The National Palliative Care Research Center

Curing suffering through palliative care research.

Comer

Amber Comer PhD, JD

Assistant Professor

Indiana University

Grant Year
2019
Grant Term
2 years
Grant Type
Kornfeld Scholars Program

Project Description
Treatment Decisions and Outcomes after Stroke: A Retrospective Study

In 2016, stroke was the 5th leading cause of death and a primary cause of permanent disability in the United States. Stroke mainly impacts older adults, with the risk of stroke more than doubling every 10 years after age 55. Additionally, older adults tend to have more comorbidities and functional impairments which affect prognosis, decreasing the patient’s chance for independence and complicating decision making - especially after severe stroke.

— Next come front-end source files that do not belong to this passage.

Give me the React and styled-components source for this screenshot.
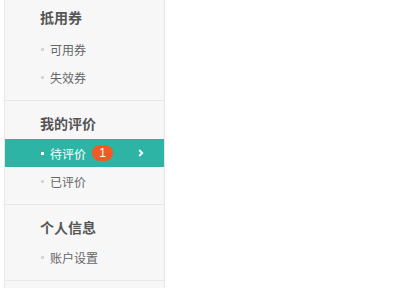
import React from 'react';
import styled, { createGlobalStyle } from 'styled-components';

const GlobalStyle = createGlobalStyle`
  body {
    margin: 0;
    background: #fff;
    font-family: "Liberation Sans", "Noto Sans CJK SC", sans-serif;
  }
`;

const Sidebar = styled.aside`
  width: 159px;
  min-height: 100vh;
  margin-left: 4px;
  background: #f7f7f8;
  border-left: 1px solid #e6e6e6;
  border-right: 1px solid #e6e6e6;
`;

const Section = styled.section`
  padding: ${p => (p.first ? '8px 0 9px' : '13px 0 9px')};
  border-bottom: 1px solid #e8e8e8;
`;

const Heading = styled.h3`
  margin: 0 0 ${p => (p.first ? '7px' : '5px')} 35px;
  height: 20px;
  line-height: 20px;
  font-size: 14px;
  font-weight: bold;
  color: #555;
`;

const List = styled.ul`
  list-style: none;
  margin: 0;
  padding: 0;
`;

const Item = styled.li`
  display: flex;
  align-items: center;
  height: 28px;
  padding-left: 36px;
  padding-right: 20px;
  font-size: 12px;
  color: ${p => (p.active ? '#fff' : '#666')};
  background: ${p => (p.active ? '#2db4a5' : 'transparent')};
  cursor: pointer;
`;

const Dot = styled.span`
  width: 3px;
  height: 3px;
  margin-right: 6px;
  background: ${p => (p.active ? '#fff' : '#d6d6d6')};
`;

const Badge = styled.span`
  display: inline-flex;
  align-items: center;
  justify-content: center;
  width: 21px;
  height: 16px;
  margin-left: 6px;
  border-radius: 8px;
  background: #f05a24;
  color: #fff;
  font-size: 12px;
  line-height: 16px;
`;

const Arrow = styled.svg`
  margin-left: auto;
`;

const sections = [
  { title: '抵用券', items: [{ label: '可用券' }, { label: '失效券' }] },
  { title: '我的评价', items: [{ label: '待评价', active: true, badge: 1 }, { label: '已评价' }] },
  { title: '个人信息', items: [{ label: '账户设置' }] },
];

export default function App() {
  return (
    <>
      <GlobalStyle />
      <Sidebar>
        {sections.map((s, i) => (
          <Section key={s.title} first={i === 0}>
            <Heading first={i === 0}>{s.title}</Heading>
            <List>
              {s.items.map(it => (
                <Item key={it.label} active={it.active}>
                  <Dot active={it.active} />
                  {it.label}
                  {it.badge && <Badge>{it.badge}</Badge>}
                  {it.active && (
                    <Arrow width="6" height="8" viewBox="0 0 6 8">
                      <path d="M1.2 1 L4.2 4 L1.2 7" fill="none" stroke="#fff" strokeWidth="1.8" />
                    </Arrow>
                  )}
                </Item>
              ))}
            </List>
          </Section>
        ))}
      </Sidebar>
    </>
  );
}
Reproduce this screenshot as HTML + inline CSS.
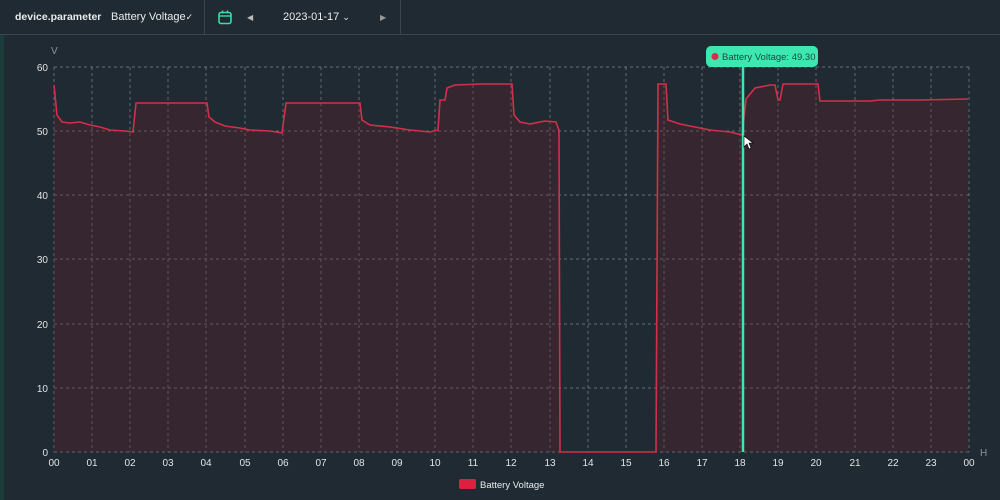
<!DOCTYPE html>
<html><head><meta charset="utf-8"><style>
body{margin:0;width:1000px;height:500px;background:#1f2a32;font-family:"Liberation Sans",sans-serif;overflow:hidden;position:relative}
.top{position:absolute;left:0;top:0;width:1000px;height:34px;border-bottom:1px solid #3a4750}
.t{position:absolute;color:#e8ecee;font-size:11px;top:11px;white-space:nowrap}
.sep{position:absolute;top:0;width:1px;height:34px;background:#3a4750}
</style></head><body>
<div style="position:absolute;left:0;top:35px;width:4px;height:465px;background:#1b3a3a"></div>
<div class="top">
<div class="t" style="left:15px;font-weight:bold;font-size:10.5px">device.parameter</div>
<div class="t" style="left:111px">Battery Voltage<span style="font-size:9px">✓</span></div>
<div class="sep" style="left:204px"></div>
<svg style="position:absolute;left:218px;top:10px" width="14" height="15" viewBox="0 0 14 15"><rect x="1" y="2.5" width="12" height="11" rx="2" fill="none" stroke="#3ddba8" stroke-width="1.6"/><line x1="1" y1="6" x2="13" y2="6" stroke="#3ddba8" stroke-width="1.4"/><line x1="4.5" y1="0.5" x2="4.5" y2="3.5" stroke="#3ddba8" stroke-width="1.5"/><line x1="9.5" y1="0.5" x2="9.5" y2="3.5" stroke="#3ddba8" stroke-width="1.5"/></svg>
<div class="t" style="left:247px;font-size:8px;top:13px;color:#bbb">◀</div>
<div class="t" style="left:283px">2023-01-17 <span style="font-size:9px">⌄</span></div>
<div class="t" style="left:380px;font-size:8px;top:13px;color:#999">▶</div>
<div class="sep" style="left:400px"></div>
</div>
<svg style="position:absolute;left:0;top:0" width="1000" height="500">
<g stroke="#7d868d" stroke-dasharray="3,3" stroke-width="0.7" fill="none">
<line x1="54" y1="67" x2="969" y2="67"/><line x1="54" y1="131" x2="969" y2="131"/><line x1="54" y1="195" x2="969" y2="195"/><line x1="54" y1="259" x2="969" y2="259"/><line x1="54" y1="324" x2="969" y2="324"/><line x1="54" y1="388" x2="969" y2="388"/><line x1="54" y1="452" x2="969" y2="452"/>
<path d="M54 67V452M92 67V452M130 67V452M168 67V452M206 67V452M245 67V452M283 67V452M321 67V452M359 67V452M397 67V452M435 67V452M473 67V452M511 67V452M550 67V452M588 67V452M626 67V452M664 67V452M702 67V452M740 67V452M778 67V452M816 67V452M855 67V452M893 67V452M931 67V452M969 67V452"/>
</g>
<path d="M54 85L57 115L62 122L70 123L80 122L90 125L100 127L110 130L125 131L133 132L136 103L207 103L209 117L215 122L225 126L240 128L250 130L270 131L282 133L286 103L360 103L362 120L370 125L390 127L410 130L430 132L438 130L440 100L445 100L447 88L455 85L480 84L512 84L514 115L520 122L530 124L545 121L556 122L559 130L560 452L656 452L658 84L666 84L668 120L680 124L700 128L710 130L730 132L742 135L746 99L755 88L770 85L775 85L778 100L780 100L783 84L818 84L820 101L870 101L880 100L920 100L968 99L968 452L54 452Z" fill="rgba(110,30,45,0.3)" stroke="none"/>
<path d="M54 85L57 115L62 122L70 123L80 122L90 125L100 127L110 130L125 131L133 132L136 103L207 103L209 117L215 122L225 126L240 128L250 130L270 131L282 133L286 103L360 103L362 120L370 125L390 127L410 130L430 132L438 130L440 100L445 100L447 88L455 85L480 84L512 84L514 115L520 122L530 124L545 121L556 122L559 130L560 452L656 452L658 84L666 84L668 120L680 124L700 128L710 130L730 132L742 135L746 99L755 88L770 85L775 85L778 100L780 100L783 84L818 84L820 101L870 101L880 100L920 100L968 99" fill="none" stroke="#d2304a" stroke-width="1.6"/>
<g fill="#e0e4e6" font-size="10" text-anchor="end">
<text x="48" y="71">60</text><text x="48" y="135">50</text><text x="48" y="199">40</text><text x="48" y="263">30</text><text x="48" y="328">20</text><text x="48" y="392">10</text><text x="48" y="456">0</text>
</g>
<text x="51" y="54" fill="#8a939a" font-size="10">V</text>
<text x="980" y="456" fill="#8a939a" font-size="10">H</text>
<g fill="#e0e4e6" font-size="10" text-anchor="middle">
<text x="54" y="466">00</text><text x="92" y="466">01</text><text x="130" y="466">02</text><text x="168" y="466">03</text><text x="206" y="466">04</text><text x="245" y="466">05</text><text x="283" y="466">06</text><text x="321" y="466">07</text><text x="359" y="466">08</text><text x="397" y="466">09</text><text x="435" y="466">10</text><text x="473" y="466">11</text><text x="511" y="466">12</text><text x="550" y="466">13</text><text x="588" y="466">14</text><text x="626" y="466">15</text><text x="664" y="466">16</text><text x="702" y="466">17</text><text x="740" y="466">18</text><text x="778" y="466">19</text><text x="816" y="466">20</text><text x="855" y="466">21</text><text x="893" y="466">22</text><text x="931" y="466">23</text><text x="969" y="466">00</text>
</g>
<line x1="743" y1="66" x2="743" y2="452" stroke="#3de8b0" stroke-width="2.5"/>
<rect x="706" y="46" width="112" height="21" rx="5" fill="#3de8b0"/>
<circle cx="715" cy="56.5" r="3.5" fill="#d2304a"/>
<text x="722" y="60" font-size="9.5" fill="#1f4a40">Battery Voltage: 49.30</text>
<path d="M744 136L744 147L747 144L749 149L751 148L749 143L753 143Z" fill="#fff" stroke="#000" stroke-width="0.6"/>
<rect x="459" y="479" width="17" height="10" rx="2" fill="#dc2040"/>
<text x="480" y="488" font-size="9.5" fill="#e8ecee">Battery Voltage</text>
</svg>
</body></html>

After severe stroke, patients, families, and clinicians often face difficult, time-sensitive decisions about whether to continue or forgo life sustaining treatments. High quality medical decisions require physicians to balance and integrate, among other things, quality of life, uncertainty, emotions, individual care preferences, suffering, and patient preferences. In order for stroke patients and caregivers to make these complex treatment decisions, goals of care conversations are paramount. The struggle for clinicians to have conversations about serious news is particularly important for stroke care providers as the need to communicate prognosis and set goals of care to alleviate suffering is both time sensitive and common. Goals of care conversations after stroke are challenging because of the high variability in specific deficits after a stroke and the uncertainty in predicting an individual’s functional recovery. Only a few prior studies have examined medical decisions after stroke. These studies identified multiple communication challenges across all stages of end-of-life stroke care. This study will address these gaps in the literature. Aim 1 seeks to understand how the receipt of goals of care conversations influences decisions about life sustaining care and goals of care, including the use of DNR orders, mechanical ventilation, ICU utilization, hospice referrals, discharge location, mortality, and advance directives/ POLST forms. Aim 2 will identify how neurologists, patients, and families currently understand and communicate about prognosis and treatment decisions after severe stroke.
Bio

Amber Comer, PhD, is a Professor and Scientific Researcher at the Indiana University School of Health and Human Sciences in the Department of Health Sciences. Dr. Comer earned a PhD and JD from Indiana University. Additionally, she completed a Medical Ethics Fellowship at Indiana University Health Fairbanks Center for Medical Ethics. In addition to her appointment in Health Sciences, Dr. Comer is an Associate Professor of Law at Indiana University McKinney School of Law. Dr. Comer’s research focuses on acute stroke treatment, palliative care, and medical ethics.  Her research goal is to reduce suffering at the end-of-life by improving quality medical decision making.